BEGIN DATA SHOWN
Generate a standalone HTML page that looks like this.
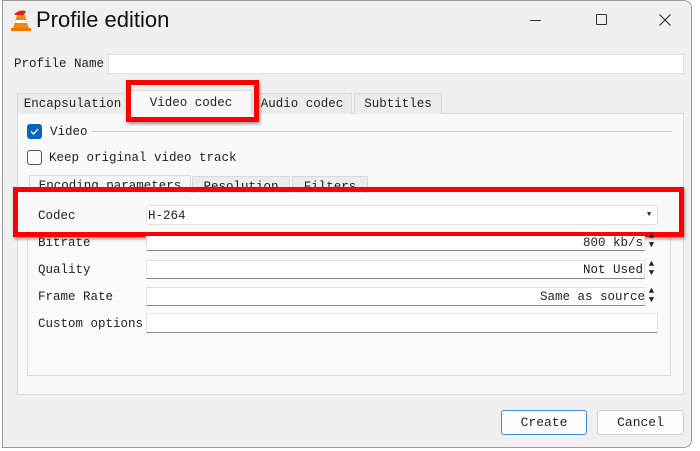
<!DOCTYPE html>
<html><head><meta charset="utf-8"><style>
*{margin:0;padding:0;box-sizing:border-box}
body{width:700px;height:451px;background:#fff;position:relative;overflow:hidden;font-family:"Liberation Mono",monospace;font-size:12px;color:#222}
.a{position:absolute}
.win{left:2px;top:0;width:690px;height:448px;background:#f0f0f0;border:1px solid #9a9a9a;border-radius:0 8px 8px 0;overflow:hidden}
.field{background:#fff;border:1px solid #e3e3e3;border-bottom:1px solid #8a8a8a}
.tab{top:93px;height:21px;background:#ececec;border:1px solid #dadada;border-bottom:none;text-align:center;line-height:21px;font-size:12.5px}
.lbl{font-size:12.5px;margin-top:1px}
.red{border:5px solid #f00;box-shadow:1px 2px 3px rgba(0,0,0,.4)}
.spin{width:11px;height:18px;font-size:9px;line-height:9px;text-align:center;color:#222}
</style></head><body>
<div class="a win"></div>
<svg class="a" style="left:10px;top:6px" width="22" height="26" viewBox="0 0 22 26">
<path d="M4 9 Q8 3 16 5 L14 9 Z" fill="#e02020"/>
<path d="M7 9 L15 9 L19 23 L3 23 Z" fill="#f08a10"/>
<path d="M6 14 L16 14 L17 17 L5 17 Z" fill="#fff"/>
<rect x="1" y="22" width="20" height="3" fill="#e67a00"/>
</svg>
<div class="a" style="left:36px;top:7px;font-family:'Liberation Sans',sans-serif;font-size:22px;color:#111">Profile edition</div>
<div class="a" style="left:530px;top:20px;width:11px;height:1px;background:#333"></div>
<div class="a" style="left:596px;top:14px;width:11px;height:11px;border:1.3px solid #333;border-radius:1px"></div>
<svg class="a" style="left:659px;top:14px" width="12" height="12"><path d="M0.5 0.5L11.5 11.5M11.5 0.5L0.5 11.5" stroke="#333" stroke-width="1.2"/></svg>
<div class="a lbl" style="left:14px;top:56px">Profile Name</div>
<div class="a field" style="left:108px;top:54px;width:576px;height:20px;border-bottom-color:#e3e3e3"></div>
<div class="a" style="left:17px;top:113px;width:667px;height:282px;background:#f9f9f9;border:1px solid #dadada"></div>
<div class="a tab" style="left:17px;width:111px">Encapsulation</div>
<div class="a tab" style="left:130px;width:122px;top:90px;height:24px;background:#f9f9f9;line-height:24px">Video codec</div>
<div class="a tab" style="left:252px;width:100px">Audio codec</div>
<div class="a tab" style="left:354px;width:88px">Subtitles</div>
<div class="a red" style="left:126px;top:80px;width:133px;height:42px"></div>
<div class="a" style="left:27px;top:124px;width:15px;height:15px;background:#0067c0;border-radius:3px"></div>
<svg class="a" style="left:27px;top:124px" width="15" height="15"><path d="M4 7.5L6.5 10L11 5" stroke="#fff" stroke-width="1.3" fill="none"/></svg>
<div class="a lbl" style="left:50px;top:124px">Video</div>
<div class="a" style="left:92px;top:131px;width:580px;height:1px;background:#c8c8c8"></div>
<div class="a" style="left:27px;top:150px;width:15px;height:15px;border:1px solid #555;border-radius:3px;background:#fafafa"></div>
<div class="a lbl" style="left:49px;top:150px">Keep original video track</div>
<div class="a" style="left:27px;top:195px;width:644px;height:181px;background:#fafafa;border:1px solid #dadada"></div>
<div class="a tab" style="left:29px;top:175px;width:162px;height:21px;background:#f6f6f6">Encoding parameters</div>
<div class="a tab" style="left:192px;top:176px;width:98px;height:20px">Resolution</div>
<div class="a tab" style="left:292px;top:176px;width:76px;height:20px">Filters</div>
<div class="a" style="left:18px;top:193px;width:661px;height:38px;background:#f9f9f9"></div>
<div class="a red" style="left:13px;top:187px;width:671px;height:50px"></div>
<div class="a lbl" style="left:38px;top:208px">Codec</div>
<div class="a" style="left:146px;top:205px;width:512px;height:20px;background:#fff;border:1px solid #e0e0e0;border-radius:3px"></div>
<div class="a lbl" style="left:148px;top:208px">H-264</div>
<div class="a" style="left:647px;top:211px;font-size:7px">▼</div>
<div class="a lbl" style="left:38px;top:235px">Bitrate</div>
<div class="a field" style="left:146px;top:236px;width:499px;height:15px;border-top:none"></div>
<div class="a lbl" style="left:583px;top:235px">800 kb/s</div>
<div class="a spin" style="left:646px;top:232px">▲<br>▼</div>
<div class="a lbl" style="left:38px;top:262px">Quality</div>
<div class="a field" style="left:146px;top:260px;width:499px;height:19px"></div>
<div class="a lbl" style="left:583px;top:262px">Not Used</div>
<div class="a spin" style="left:646px;top:260px">▲<br>▼</div>
<div class="a lbl" style="left:38px;top:289px">Frame Rate</div>
<div class="a field" style="left:146px;top:287px;width:499px;height:19px"></div>
<div class="a lbl" style="left:540px;top:289px">Same as source</div>
<div class="a spin" style="left:646px;top:287px">▲<br>▼</div>
<div class="a lbl" style="left:38px;top:316px">Custom options</div>
<div class="a field" style="left:146px;top:313px;width:512px;height:20px"></div>
<div class="a" style="left:501px;top:410px;width:86px;height:25px;background:#fdfdfd;border:1px solid #3c8ee0;border-radius:3px;text-align:center;line-height:24px;font-size:13px">Create</div>
<div class="a" style="left:597px;top:410px;width:87px;height:25px;background:#fdfdfd;border:1px solid #d0d0d0;border-radius:3px;text-align:center;line-height:24px;font-size:13px">Cancel</div>
</body></html>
END DATA SHOWN
▶ [STATED GOAL]
Drop the images and repeat the data exactly.

▶ [COMPLETED EXERCISE]
Generate a standalone HTML page that looks like this.
<!DOCTYPE html>
<html><head><meta charset="utf-8"><style>
*{margin:0;padding:0;box-sizing:border-box}
body{width:700px;height:451px;background:#fff;position:relative;overflow:hidden;font-family:"Liberation Mono",monospace;font-size:12px;color:#222}
.a{position:absolute}
.win{left:2px;top:0;width:690px;height:448px;background:#f0f0f0;border:1px solid #9a9a9a;border-radius:0 8px 8px 0;overflow:hidden}
.field{background:#fff;border:1px solid #e3e3e3;border-bottom:1px solid #8a8a8a}
.tab{top:93px;height:21px;background:#ececec;border:1px solid #dadada;border-bottom:none;text-align:center;line-height:21px;font-size:12.5px}
.lbl{font-size:12.5px;margin-top:1px}
.red{border:5px solid #f00;box-shadow:1px 2px 3px rgba(0,0,0,.4)}
.spin{width:11px;height:18px;font-size:9px;line-height:9px;text-align:center;color:#222}
</style></head><body>
<div class="a win"></div>
<svg class="a" style="left:10px;top:6px" width="22" height="26" viewBox="0 0 22 26">
<path d="M4 9 Q8 3 16 5 L14 9 Z" fill="#e02020"/>
<path d="M7 9 L15 9 L19 23 L3 23 Z" fill="#f08a10"/>
<path d="M6 14 L16 14 L17 17 L5 17 Z" fill="#fff"/>
<rect x="1" y="22" width="20" height="3" fill="#e67a00"/>
</svg>
<div class="a" style="left:36px;top:7px;font-family:'Liberation Sans',sans-serif;font-size:22px;color:#111">Profile edition</div>
<div class="a" style="left:530px;top:20px;width:11px;height:1px;background:#333"></div>
<div class="a" style="left:596px;top:14px;width:11px;height:11px;border:1.3px solid #333;border-radius:1px"></div>
<svg class="a" style="left:659px;top:14px" width="12" height="12"><path d="M0.5 0.5L11.5 11.5M11.5 0.5L0.5 11.5" stroke="#333" stroke-width="1.2"/></svg>
<div class="a lbl" style="left:14px;top:56px">Profile Name</div>
<div class="a field" style="left:108px;top:54px;width:576px;height:20px;border-bottom-color:#e3e3e3"></div>
<div class="a" style="left:17px;top:113px;width:667px;height:282px;background:#f9f9f9;border:1px solid #dadada"></div>
<div class="a tab" style="left:17px;width:111px">Encapsulation</div>
<div class="a tab" style="left:130px;width:122px;top:90px;height:24px;background:#f9f9f9;line-height:24px">Video codec</div>
<div class="a tab" style="left:252px;width:100px">Audio codec</div>
<div class="a tab" style="left:354px;width:88px">Subtitles</div>
<div class="a red" style="left:126px;top:80px;width:133px;height:42px"></div>
<div class="a" style="left:27px;top:124px;width:15px;height:15px;background:#0067c0;border-radius:3px"></div>
<svg class="a" style="left:27px;top:124px" width="15" height="15"><path d="M4 7.5L6.5 10L11 5" stroke="#fff" stroke-width="1.3" fill="none"/></svg>
<div class="a lbl" style="left:50px;top:124px">Video</div>
<div class="a" style="left:92px;top:131px;width:580px;height:1px;background:#c8c8c8"></div>
<div class="a" style="left:27px;top:150px;width:15px;height:15px;border:1px solid #555;border-radius:3px;background:#fafafa"></div>
<div class="a lbl" style="left:49px;top:150px">Keep original video track</div>
<div class="a" style="left:27px;top:195px;width:644px;height:181px;background:#fafafa;border:1px solid #dadada"></div>
<div class="a tab" style="left:29px;top:175px;width:162px;height:21px;background:#f6f6f6">Encoding parameters</div>
<div class="a tab" style="left:192px;top:176px;width:98px;height:20px">Resolution</div>
<div class="a tab" style="left:292px;top:176px;width:76px;height:20px">Filters</div>
<div class="a" style="left:18px;top:193px;width:661px;height:38px;background:#f9f9f9"></div>
<div class="a red" style="left:13px;top:187px;width:671px;height:50px"></div>
<div class="a lbl" style="left:38px;top:208px">Codec</div>
<div class="a" style="left:146px;top:205px;width:512px;height:20px;background:#fff;border:1px solid #e0e0e0;border-radius:3px"></div>
<div class="a lbl" style="left:148px;top:208px">H-264</div>
<div class="a" style="left:647px;top:211px;font-size:7px">▼</div>
<div class="a lbl" style="left:38px;top:235px">Bitrate</div>
<div class="a field" style="left:146px;top:236px;width:499px;height:15px;border-top:none"></div>
<div class="a lbl" style="left:583px;top:235px">800 kb/s</div>
<div class="a spin" style="left:646px;top:232px">▲<br>▼</div>
<div class="a lbl" style="left:38px;top:262px">Quality</div>
<div class="a field" style="left:146px;top:260px;width:499px;height:19px"></div>
<div class="a lbl" style="left:583px;top:262px">Not Used</div>
<div class="a spin" style="left:646px;top:260px">▲<br>▼</div>
<div class="a lbl" style="left:38px;top:289px">Frame Rate</div>
<div class="a field" style="left:146px;top:287px;width:499px;height:19px"></div>
<div class="a lbl" style="left:540px;top:289px">Same as source</div>
<div class="a spin" style="left:646px;top:287px">▲<br>▼</div>
<div class="a lbl" style="left:38px;top:316px">Custom options</div>
<div class="a field" style="left:146px;top:313px;width:512px;height:20px"></div>
<div class="a" style="left:501px;top:410px;width:86px;height:25px;background:#fdfdfd;border:1px solid #3c8ee0;border-radius:3px;text-align:center;line-height:24px;font-size:13px">Create</div>
<div class="a" style="left:597px;top:410px;width:87px;height:25px;background:#fdfdfd;border:1px solid #d0d0d0;border-radius:3px;text-align:center;line-height:24px;font-size:13px">Cancel</div>
</body></html>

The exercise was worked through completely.